I have a number of ongoing research projects. The first study, which bridges my past research on workplace authority and racial attitudes, is linked to the diversity topic discussed above. In fact, it is somewhat of a response to Frank Dobbin’s research. I’m working with Matthew Hunt (Northeastern University) on a project that examines the racial stratification beliefs of white Americans who have decision-making authority at work and whites who lack such authority. Using national data, we analyze whether these groups vary in belief trends, as well as in overall levels of support for, and in determinants of, beliefs about racial inequality. We find that among both groups (whites with and without decision-making authority), support is greatest for a “lack of motivation” explanation of black disadvantage, followed by (in order): explanations focusing on blacks’ lesser educational chances; discrimination against blacks; and, lastly, blacks’ supposed lesser ability. Further analyses reveal more agreement than disagreement across levels of workplace power in whites’ explanations of racial inequality, which we interpret in line with Group Position Theory. We believe that our results lend support for the contention that researchers should more systematically consider the attitudes of those in authority when studying what works and what doesn’t work to ameliorate existing racial inequality in the workplace. Put simply, current research privileges analysis of laws, policies, the political climate, and specific workplace diversity practices, at the exclusion of the core beliefs of persons charged with actually implementing and enforcing diversity programs.
The second project, which is radically different, is an ongoing analysis of death row inmates’ last statements–a nascent area of social science research, but one with important policy implications concerning the death penalty. Prior research has shown that religious expressions are among the most frequent utterances expressed by death row inmates at the moment of imminent death. However, beyond knowing the frequency of religious expressions in absolute terms and relative to other utterances, we know very little about the functional use of religion for capital offenders once they enter the death chamber. The study is a discourse analysis of 392 last statements of death row inmates. Drawing on terror management theory and religious coping theory as explanatory frameworks, I find that at the moment of imminent death, a majority of inmates draw on their religious beliefs to establish meaning, control, and closeness to God, relatives and friends. Beyond that, the data also show that inmates use religious expressions as a way to signal a transformed life, as a way to level the playing field, and to request forgiveness and mercy for state officials and others involved either directly or indirectly with the execution. Capital punishment, some have argued, cannot exist without dehumanizing those we execute. I conclude that by drawing on religious expressions at the moment of their imminent demise, death row inmates are engaged in a desperate search for significance—a last chance, if you will, to reclaim their humanity.
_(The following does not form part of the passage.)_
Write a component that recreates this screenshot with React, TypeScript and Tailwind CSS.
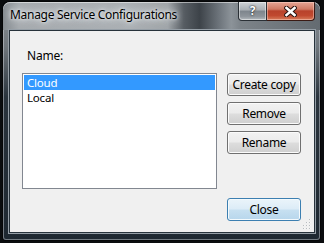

Tell us about your teaching. What is most important to you? What classes will you be teaching in the fall semester?
First, let me say that I’ve been on sabbatical for a year and I look forward to getting back into the classroom. I find teaching in the Austin W. Marxe School of Public and International Affairs (SPIA) quite enjoyable. The students bring a wealth of knowledge and practical experience that allows for a more interactive and dynamic exchange in the classroom.
I will be teaching Public Personnel and Human Resources Management (PAF 9117) in the fall—a course that provides an introduction and overview to the field of Human Resources Management. In such a course you have to explore selected problems and opportunities managers encounter as they interact with and make decisions about employees. Since many of our students are employed, I encourage them to bring their work experiences to the classroom as a way to illuminate the various HR topics we discuss such as recruitment and selection, performance appraisal, diversity management, employment law, career development, compensation, employee rights, workplace bullying, rudeness at work, and the relationship between human resource management and organized labor.
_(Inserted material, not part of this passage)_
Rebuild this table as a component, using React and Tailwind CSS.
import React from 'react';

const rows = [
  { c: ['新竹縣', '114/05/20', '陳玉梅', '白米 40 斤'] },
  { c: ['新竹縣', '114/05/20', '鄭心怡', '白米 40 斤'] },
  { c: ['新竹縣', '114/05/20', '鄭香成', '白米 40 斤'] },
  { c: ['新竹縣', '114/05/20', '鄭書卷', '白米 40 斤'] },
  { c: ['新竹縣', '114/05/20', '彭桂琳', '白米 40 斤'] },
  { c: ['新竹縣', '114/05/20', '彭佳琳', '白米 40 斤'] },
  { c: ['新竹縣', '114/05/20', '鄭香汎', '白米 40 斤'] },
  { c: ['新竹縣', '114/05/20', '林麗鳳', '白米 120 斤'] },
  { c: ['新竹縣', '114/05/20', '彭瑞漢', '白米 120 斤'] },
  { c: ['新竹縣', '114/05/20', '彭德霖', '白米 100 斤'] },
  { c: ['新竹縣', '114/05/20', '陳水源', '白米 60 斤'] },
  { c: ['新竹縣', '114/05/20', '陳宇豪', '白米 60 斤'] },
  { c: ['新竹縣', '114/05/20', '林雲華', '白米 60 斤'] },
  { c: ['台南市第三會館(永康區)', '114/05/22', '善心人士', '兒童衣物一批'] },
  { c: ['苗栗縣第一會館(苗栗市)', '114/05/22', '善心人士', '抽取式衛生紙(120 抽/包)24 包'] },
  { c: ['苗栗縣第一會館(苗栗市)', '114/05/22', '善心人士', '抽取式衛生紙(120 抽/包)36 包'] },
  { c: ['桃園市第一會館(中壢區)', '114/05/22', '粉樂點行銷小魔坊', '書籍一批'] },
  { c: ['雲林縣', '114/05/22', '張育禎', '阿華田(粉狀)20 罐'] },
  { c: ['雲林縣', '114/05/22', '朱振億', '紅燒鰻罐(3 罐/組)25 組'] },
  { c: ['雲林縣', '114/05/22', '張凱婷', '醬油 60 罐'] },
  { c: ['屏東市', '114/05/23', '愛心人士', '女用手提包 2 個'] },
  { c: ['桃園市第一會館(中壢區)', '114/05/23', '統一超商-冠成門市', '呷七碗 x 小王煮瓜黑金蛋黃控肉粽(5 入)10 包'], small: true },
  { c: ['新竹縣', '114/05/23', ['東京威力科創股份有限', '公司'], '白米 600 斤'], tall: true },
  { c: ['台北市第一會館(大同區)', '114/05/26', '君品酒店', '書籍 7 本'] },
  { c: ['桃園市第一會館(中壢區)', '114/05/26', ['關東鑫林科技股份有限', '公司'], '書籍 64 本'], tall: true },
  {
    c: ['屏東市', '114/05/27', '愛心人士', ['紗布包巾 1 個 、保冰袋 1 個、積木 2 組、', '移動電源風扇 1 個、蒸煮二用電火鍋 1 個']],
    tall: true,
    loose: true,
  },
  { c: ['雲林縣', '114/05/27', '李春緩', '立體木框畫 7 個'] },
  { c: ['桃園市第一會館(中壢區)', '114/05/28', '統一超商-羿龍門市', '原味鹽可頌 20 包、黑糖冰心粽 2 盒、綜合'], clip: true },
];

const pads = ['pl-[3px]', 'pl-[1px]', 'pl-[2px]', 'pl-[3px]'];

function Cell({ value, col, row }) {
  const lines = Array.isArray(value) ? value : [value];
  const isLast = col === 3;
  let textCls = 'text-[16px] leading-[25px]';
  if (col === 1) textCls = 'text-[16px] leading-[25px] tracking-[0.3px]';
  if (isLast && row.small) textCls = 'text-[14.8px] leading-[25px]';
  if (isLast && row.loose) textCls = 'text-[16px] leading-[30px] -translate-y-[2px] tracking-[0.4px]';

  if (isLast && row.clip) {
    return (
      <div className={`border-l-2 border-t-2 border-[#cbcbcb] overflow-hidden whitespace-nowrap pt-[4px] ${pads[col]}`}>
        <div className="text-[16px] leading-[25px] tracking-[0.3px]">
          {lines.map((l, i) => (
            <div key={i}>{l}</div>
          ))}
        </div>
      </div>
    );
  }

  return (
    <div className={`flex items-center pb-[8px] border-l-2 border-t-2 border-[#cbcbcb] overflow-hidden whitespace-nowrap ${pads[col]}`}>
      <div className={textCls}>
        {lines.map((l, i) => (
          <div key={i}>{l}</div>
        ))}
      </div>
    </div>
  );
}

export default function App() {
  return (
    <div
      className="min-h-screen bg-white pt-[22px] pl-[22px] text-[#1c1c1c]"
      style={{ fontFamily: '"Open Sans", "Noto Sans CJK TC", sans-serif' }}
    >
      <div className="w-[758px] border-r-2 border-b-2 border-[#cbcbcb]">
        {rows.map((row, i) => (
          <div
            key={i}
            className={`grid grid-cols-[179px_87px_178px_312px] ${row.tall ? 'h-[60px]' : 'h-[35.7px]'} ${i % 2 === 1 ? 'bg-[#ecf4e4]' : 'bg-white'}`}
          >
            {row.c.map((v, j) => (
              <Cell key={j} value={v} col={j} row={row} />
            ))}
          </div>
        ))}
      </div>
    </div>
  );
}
I will also be teaching the Capstone Seminar (PAF 9190) this fall. I love teaching the capstone course. In the capstone seminar, students are asked to apply the knowledge and skills learned during their graduate experience at SPIA toward the development and completion of a capstone project that focuses on an organization of choice, a specific policy of interest, or a combination of both. I implore students to choose a topic they feel passionate about. In the past, students have written on topics as varied as homelessness, community-based organizations, CUNY’s smoking policy, school choice, rent regulation, etc. Students often enter the capstone course with misgivings about their writing, presentation, or research skills. However, most complete the course with a heightened sense of personal accomplishment and a skill-set (e.g., writing executive reports, conducting research to go in a report, oral presentations etc.) that often proves transferable to a variety of organizational settings. Most rewarding is when the students experience moments of revelation—that is, when they admit that their preconceived ideas about their topic are challenged by their own research, or when they offer their final capstone paper as a deliverable to the organization they have studied. Those are proud moments that have lasting impact.
However, my favorite course to teach these days is Managing Cultural Diversity in the Workplace. I developed the course four years ago. First offered as a special topics course, I am happy to report that the course has been officially added to SPIA’s curriculum. This is an important addition given the stated commitment of SPIA, Baruch, and CUNY to diversity issues for which I wholeheartedly support.
Managing Cultural Diversity in the Workplace explores selected problems and opportunities managers encounter as they lead, interact with and make decisions about employees from diverse cultural backgrounds. Part of my teaching philosophy includes the notion that students should have a say in what they are being taught. So, students are given the option to tailor the second half of the course by selecting the diversity topics of most interest to them. We focus primarily on the public and non-profit sectors of the economy but, for purposes of comparisons, we also engage the for profit sector. The increased population diversity in our society means that the available labor pool (supply-side) by which employers (demand-side) select qualified candidates for employment will increasingly be made up of workers from diverse backgrounds. That poses what sociologists call a “sociological problem.” That is, how do you maximize the potential benefits and minimize the potential costs that come with managing workers from diverse cultural backgrounds? This, of course, is a question of leadership competency. Where do you go to develop that competency? I offer Managing Cultural Diversity in the Workplace as a starting point. The course is simply an attempt to keep pace with the reality of our changing society. The old models of management, established when the workplace was largely homogeneous, are all but obsolete. Because diversity comes with both challenges and opportunities, I encourage students to interrogate the rhetoric of understanding and valuing workplace diversity. They study why it has become such an important managerial topic in the United States and globally and they are asked to critically evaluate the extant literature on diversity management and inclusion with an eye toward assessing the efficacy of various strategies to bring about a representative workplace.